↓↓↓
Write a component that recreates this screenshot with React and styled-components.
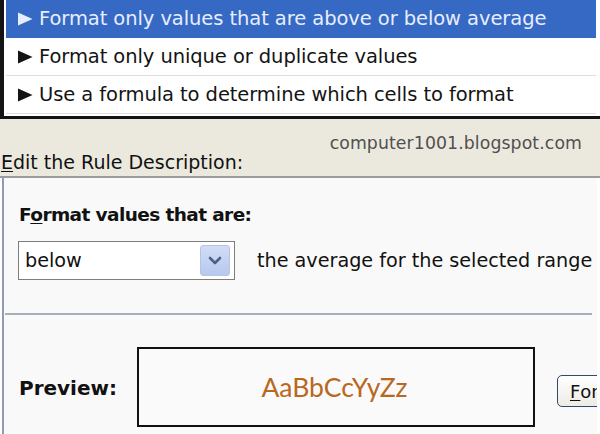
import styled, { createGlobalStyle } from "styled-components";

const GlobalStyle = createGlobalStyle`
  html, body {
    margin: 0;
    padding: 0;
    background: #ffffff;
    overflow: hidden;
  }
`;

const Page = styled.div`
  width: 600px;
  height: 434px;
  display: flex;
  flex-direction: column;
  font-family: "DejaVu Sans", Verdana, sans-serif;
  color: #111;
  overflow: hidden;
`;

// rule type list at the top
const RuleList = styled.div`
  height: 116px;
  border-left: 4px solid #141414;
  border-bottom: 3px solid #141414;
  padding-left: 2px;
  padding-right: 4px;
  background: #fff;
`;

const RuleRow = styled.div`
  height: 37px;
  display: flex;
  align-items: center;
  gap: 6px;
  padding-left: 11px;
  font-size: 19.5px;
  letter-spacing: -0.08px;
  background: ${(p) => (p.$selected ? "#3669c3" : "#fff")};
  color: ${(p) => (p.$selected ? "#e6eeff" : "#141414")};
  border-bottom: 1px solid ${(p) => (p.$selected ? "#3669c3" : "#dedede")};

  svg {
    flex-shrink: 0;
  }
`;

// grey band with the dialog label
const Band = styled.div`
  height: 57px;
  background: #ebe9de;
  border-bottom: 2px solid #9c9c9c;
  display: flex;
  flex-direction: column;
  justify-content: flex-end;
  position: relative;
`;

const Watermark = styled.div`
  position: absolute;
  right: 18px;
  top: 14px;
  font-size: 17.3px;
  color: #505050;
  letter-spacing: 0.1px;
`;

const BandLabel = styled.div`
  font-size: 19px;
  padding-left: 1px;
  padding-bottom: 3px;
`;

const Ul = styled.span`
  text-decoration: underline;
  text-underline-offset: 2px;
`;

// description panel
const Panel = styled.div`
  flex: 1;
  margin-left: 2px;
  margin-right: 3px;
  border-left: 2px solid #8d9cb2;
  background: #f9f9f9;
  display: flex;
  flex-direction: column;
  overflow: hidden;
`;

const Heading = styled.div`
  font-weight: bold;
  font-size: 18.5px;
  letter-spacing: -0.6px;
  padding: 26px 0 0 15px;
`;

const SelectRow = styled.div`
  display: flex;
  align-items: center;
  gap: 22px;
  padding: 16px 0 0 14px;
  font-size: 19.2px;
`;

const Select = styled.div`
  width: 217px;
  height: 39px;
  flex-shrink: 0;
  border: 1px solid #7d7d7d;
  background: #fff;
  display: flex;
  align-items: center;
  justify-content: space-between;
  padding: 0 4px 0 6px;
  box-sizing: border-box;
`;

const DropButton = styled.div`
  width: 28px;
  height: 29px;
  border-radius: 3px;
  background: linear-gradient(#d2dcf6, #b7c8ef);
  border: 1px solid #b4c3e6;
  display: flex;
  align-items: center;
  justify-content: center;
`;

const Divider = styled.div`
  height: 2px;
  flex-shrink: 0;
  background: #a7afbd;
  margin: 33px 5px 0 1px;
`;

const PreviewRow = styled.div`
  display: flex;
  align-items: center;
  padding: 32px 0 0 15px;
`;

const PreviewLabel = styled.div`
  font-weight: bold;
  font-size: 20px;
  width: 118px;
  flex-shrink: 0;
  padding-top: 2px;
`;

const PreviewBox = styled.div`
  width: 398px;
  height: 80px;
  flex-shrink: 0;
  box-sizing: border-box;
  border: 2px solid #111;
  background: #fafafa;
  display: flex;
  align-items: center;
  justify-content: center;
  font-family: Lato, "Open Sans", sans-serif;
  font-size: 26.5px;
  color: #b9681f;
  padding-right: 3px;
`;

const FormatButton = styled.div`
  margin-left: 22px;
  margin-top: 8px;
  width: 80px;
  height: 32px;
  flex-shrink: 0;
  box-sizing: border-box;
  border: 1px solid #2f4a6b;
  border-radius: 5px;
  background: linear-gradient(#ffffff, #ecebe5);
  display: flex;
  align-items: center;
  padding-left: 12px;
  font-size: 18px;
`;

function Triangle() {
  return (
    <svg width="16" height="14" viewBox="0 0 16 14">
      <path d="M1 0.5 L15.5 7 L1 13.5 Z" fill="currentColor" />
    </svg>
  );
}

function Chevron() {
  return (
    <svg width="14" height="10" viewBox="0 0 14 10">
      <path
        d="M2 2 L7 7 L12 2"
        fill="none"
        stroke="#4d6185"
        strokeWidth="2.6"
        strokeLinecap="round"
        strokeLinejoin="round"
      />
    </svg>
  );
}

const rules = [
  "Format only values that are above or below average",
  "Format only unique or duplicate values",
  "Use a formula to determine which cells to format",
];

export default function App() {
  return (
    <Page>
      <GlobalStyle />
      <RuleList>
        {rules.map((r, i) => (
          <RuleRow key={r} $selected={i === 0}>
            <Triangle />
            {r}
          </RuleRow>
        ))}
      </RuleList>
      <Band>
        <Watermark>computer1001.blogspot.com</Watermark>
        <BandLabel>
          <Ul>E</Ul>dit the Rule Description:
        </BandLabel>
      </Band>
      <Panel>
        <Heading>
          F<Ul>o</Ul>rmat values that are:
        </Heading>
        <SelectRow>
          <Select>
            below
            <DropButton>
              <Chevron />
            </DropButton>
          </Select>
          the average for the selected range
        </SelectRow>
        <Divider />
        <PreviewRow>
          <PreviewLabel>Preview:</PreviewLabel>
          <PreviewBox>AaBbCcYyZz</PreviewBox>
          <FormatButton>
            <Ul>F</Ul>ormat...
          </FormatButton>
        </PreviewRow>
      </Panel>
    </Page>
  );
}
↑↑↑
↓↓↓
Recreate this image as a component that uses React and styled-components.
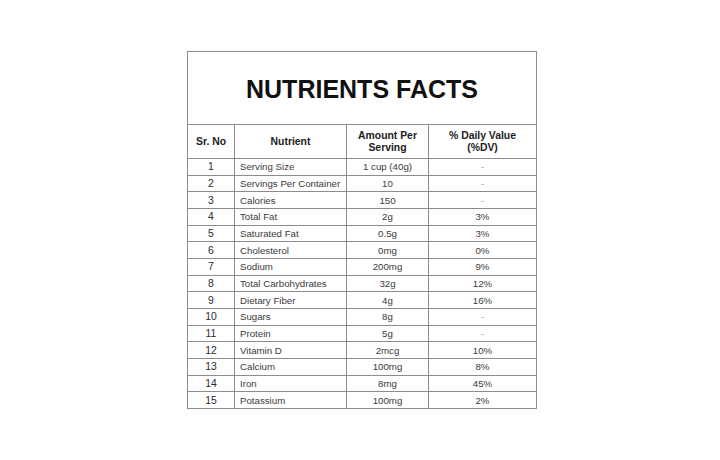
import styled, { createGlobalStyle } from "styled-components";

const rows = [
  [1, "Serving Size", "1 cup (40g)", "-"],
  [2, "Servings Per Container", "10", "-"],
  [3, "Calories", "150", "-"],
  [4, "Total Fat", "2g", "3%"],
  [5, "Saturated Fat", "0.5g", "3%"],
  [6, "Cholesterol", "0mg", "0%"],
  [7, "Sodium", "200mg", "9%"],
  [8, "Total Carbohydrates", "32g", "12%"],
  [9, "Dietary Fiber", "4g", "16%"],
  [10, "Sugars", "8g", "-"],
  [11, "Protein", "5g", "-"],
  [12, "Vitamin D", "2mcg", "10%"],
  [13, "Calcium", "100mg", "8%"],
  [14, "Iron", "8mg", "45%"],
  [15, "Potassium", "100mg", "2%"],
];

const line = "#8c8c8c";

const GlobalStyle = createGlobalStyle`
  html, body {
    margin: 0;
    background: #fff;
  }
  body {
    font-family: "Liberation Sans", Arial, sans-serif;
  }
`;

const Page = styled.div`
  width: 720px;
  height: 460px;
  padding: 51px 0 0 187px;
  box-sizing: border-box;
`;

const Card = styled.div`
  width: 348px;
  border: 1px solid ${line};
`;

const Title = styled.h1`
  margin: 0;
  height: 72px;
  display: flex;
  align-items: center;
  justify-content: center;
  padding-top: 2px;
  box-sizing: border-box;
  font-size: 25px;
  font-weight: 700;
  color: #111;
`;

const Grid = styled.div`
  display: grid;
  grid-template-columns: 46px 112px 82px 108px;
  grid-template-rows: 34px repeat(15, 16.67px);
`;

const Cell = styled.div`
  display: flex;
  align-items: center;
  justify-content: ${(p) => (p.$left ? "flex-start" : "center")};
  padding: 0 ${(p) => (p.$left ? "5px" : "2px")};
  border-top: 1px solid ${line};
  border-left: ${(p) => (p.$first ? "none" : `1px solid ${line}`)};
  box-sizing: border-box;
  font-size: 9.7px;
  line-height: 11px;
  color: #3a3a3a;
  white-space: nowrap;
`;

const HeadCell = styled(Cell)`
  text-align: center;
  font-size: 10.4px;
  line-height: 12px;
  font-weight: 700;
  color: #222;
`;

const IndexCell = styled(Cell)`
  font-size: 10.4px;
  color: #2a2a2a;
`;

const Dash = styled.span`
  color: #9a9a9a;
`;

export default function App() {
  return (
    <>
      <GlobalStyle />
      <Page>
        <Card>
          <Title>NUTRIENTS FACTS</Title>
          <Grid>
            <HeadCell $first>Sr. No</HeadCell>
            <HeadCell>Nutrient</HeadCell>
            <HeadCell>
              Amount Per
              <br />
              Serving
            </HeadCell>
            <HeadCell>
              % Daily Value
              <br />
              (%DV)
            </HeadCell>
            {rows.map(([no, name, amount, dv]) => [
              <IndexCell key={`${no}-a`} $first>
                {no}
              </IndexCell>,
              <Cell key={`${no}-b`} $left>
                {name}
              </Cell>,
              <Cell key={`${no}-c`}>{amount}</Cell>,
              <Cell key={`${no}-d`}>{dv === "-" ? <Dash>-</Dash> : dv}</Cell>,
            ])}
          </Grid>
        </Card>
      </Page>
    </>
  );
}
↑↑↑
EXERCISE PROMPT: Copy each line of the preceding data that contains the string "this".

REPLY:
Write a component that recreates this screenshot with React and styled-components.
Recreate this image as a component that uses React and styled-components.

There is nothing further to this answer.